[BEGIN]

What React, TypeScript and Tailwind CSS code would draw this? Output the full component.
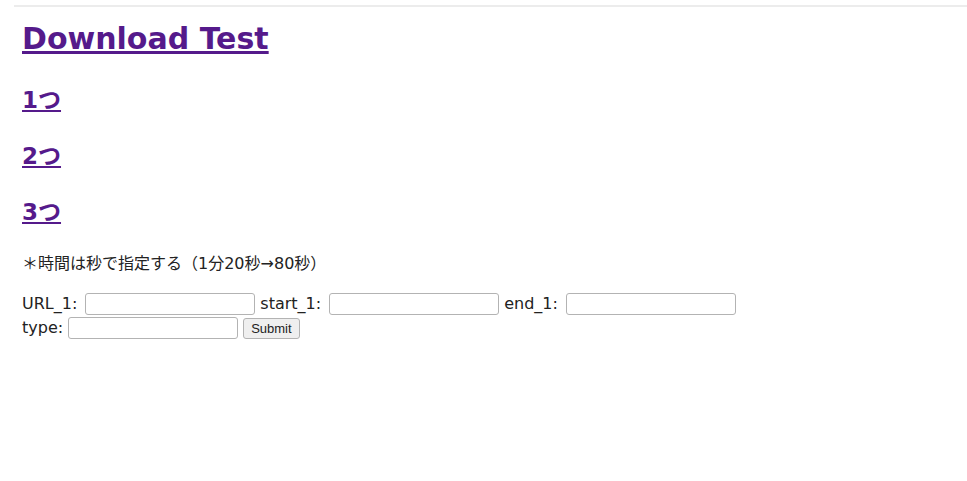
import React from "react";

const font = { fontFamily: '"DejaVu Sans", "Noto Sans CJK JP", sans-serif' };

function Field({ tight = false }: { tight?: boolean }) {
  return (
    <input
      className={
        tight
          ? "ml-[5px] w-[170px] h-[22px] border border-[#b3b3b3] rounded-[3px] bg-white"
          : "ml-[8px] w-[170px] h-[22px] border border-[#b3b3b3] rounded-[3px] bg-white"
      }
    />
  );
}

export default function App() {
  return (
    <div className="w-[967px] h-[481px] bg-white overflow-hidden" style={font}>
      <div className="pt-[5px] pl-[14px]">
        <div className="h-[2px] bg-[#ececec]" />
      </div>
      <div className="pl-[22px] text-black">
        <h1 className="mt-[14px] text-[30px] font-bold leading-[36px]">
          <a href="#" className="underline text-[#551a8b]">Download Test</a>
        </h1>
        <h2 className="mt-[28px] text-[23px] font-bold leading-[30px]">
          <a href="#" className="underline text-[#551a8b]">1つ</a>
        </h2>
        <h2 className="mt-[26px] text-[23px] font-bold leading-[30px]">
          <a href="#" className="underline text-[#551a8b]">2つ</a>
        </h2>
        <h2 className="mt-[26px] text-[23px] font-bold leading-[30px]">
          <a href="#" className="underline text-[#551a8b]">3つ</a>
        </h2>
        <p className="mt-[25px] text-[16px] leading-[24px] text-[#222]">＊時間は秒で指定する（1分20秒→80秒）</p>
        <form className="mt-[16px] text-[16px] leading-[24px] text-[#222]">
          <div className="flex items-center h-[24px]">
            <span>URL_1:</span>
            <Field />
            <span className="ml-[5px]">start_1:</span>
            <Field />
            <span className="ml-[5px]">end_1:</span>
            <Field />
          </div>
          <div className="flex items-center h-[24px]">
            <span>type:</span>
            <Field tight />
            <button type="button" className="ml-[5px] h-[21px] px-[7px] border border-[#b3b3b3] rounded-[3px] bg-[#efefef] text-[13px] leading-[19px] text-[#222]" style={{ fontFamily: '"Liberation Sans", Arial, sans-serif' }}>Submit</button>
          </div>
        </form>
      </div>
    </div>
  );
}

[END]

Pictures are excluded; copy all other data exactly as shown.

What React, TypeScript and Tailwind CSS code would draw this? Output the full component.
import React from "react";

const font = { fontFamily: '"DejaVu Sans", "Noto Sans CJK JP", sans-serif' };

function Field({ tight = false }: { tight?: boolean }) {
  return (
    <input
      className={
        tight
          ? "ml-[5px] w-[170px] h-[22px] border border-[#b3b3b3] rounded-[3px] bg-white"
          : "ml-[8px] w-[170px] h-[22px] border border-[#b3b3b3] rounded-[3px] bg-white"
      }
    />
  );
}

export default function App() {
  return (
    <div className="w-[967px] h-[481px] bg-white overflow-hidden" style={font}>
      <div className="pt-[5px] pl-[14px]">
        <div className="h-[2px] bg-[#ececec]" />
      </div>
      <div className="pl-[22px] text-black">
        <h1 className="mt-[14px] text-[30px] font-bold leading-[36px]">
          <a href="#" className="underline text-[#551a8b]">Download Test</a>
        </h1>
        <h2 className="mt-[28px] text-[23px] font-bold leading-[30px]">
          <a href="#" className="underline text-[#551a8b]">1つ</a>
        </h2>
        <h2 className="mt-[26px] text-[23px] font-bold leading-[30px]">
          <a href="#" className="underline text-[#551a8b]">2つ</a>
        </h2>
        <h2 className="mt-[26px] text-[23px] font-bold leading-[30px]">
          <a href="#" className="underline text-[#551a8b]">3つ</a>
        </h2>
        <p className="mt-[25px] text-[16px] leading-[24px] text-[#222]">＊時間は秒で指定する（1分20秒→80秒）</p>
        <form className="mt-[16px] text-[16px] leading-[24px] text-[#222]">
          <div className="flex items-center h-[24px]">
            <span>URL_1:</span>
            <Field />
            <span className="ml-[5px]">start_1:</span>
            <Field />
            <span className="ml-[5px]">end_1:</span>
            <Field />
          </div>
          <div className="flex items-center h-[24px]">
            <span>type:</span>
            <Field tight />
            <button type="button" className="ml-[5px] h-[21px] px-[7px] border border-[#b3b3b3] rounded-[3px] bg-[#efefef] text-[13px] leading-[19px] text-[#222]" style={{ fontFamily: '"Liberation Sans", Arial, sans-serif' }}>Submit</button>
          </div>
        </form>
      </div>
    </div>
  );
}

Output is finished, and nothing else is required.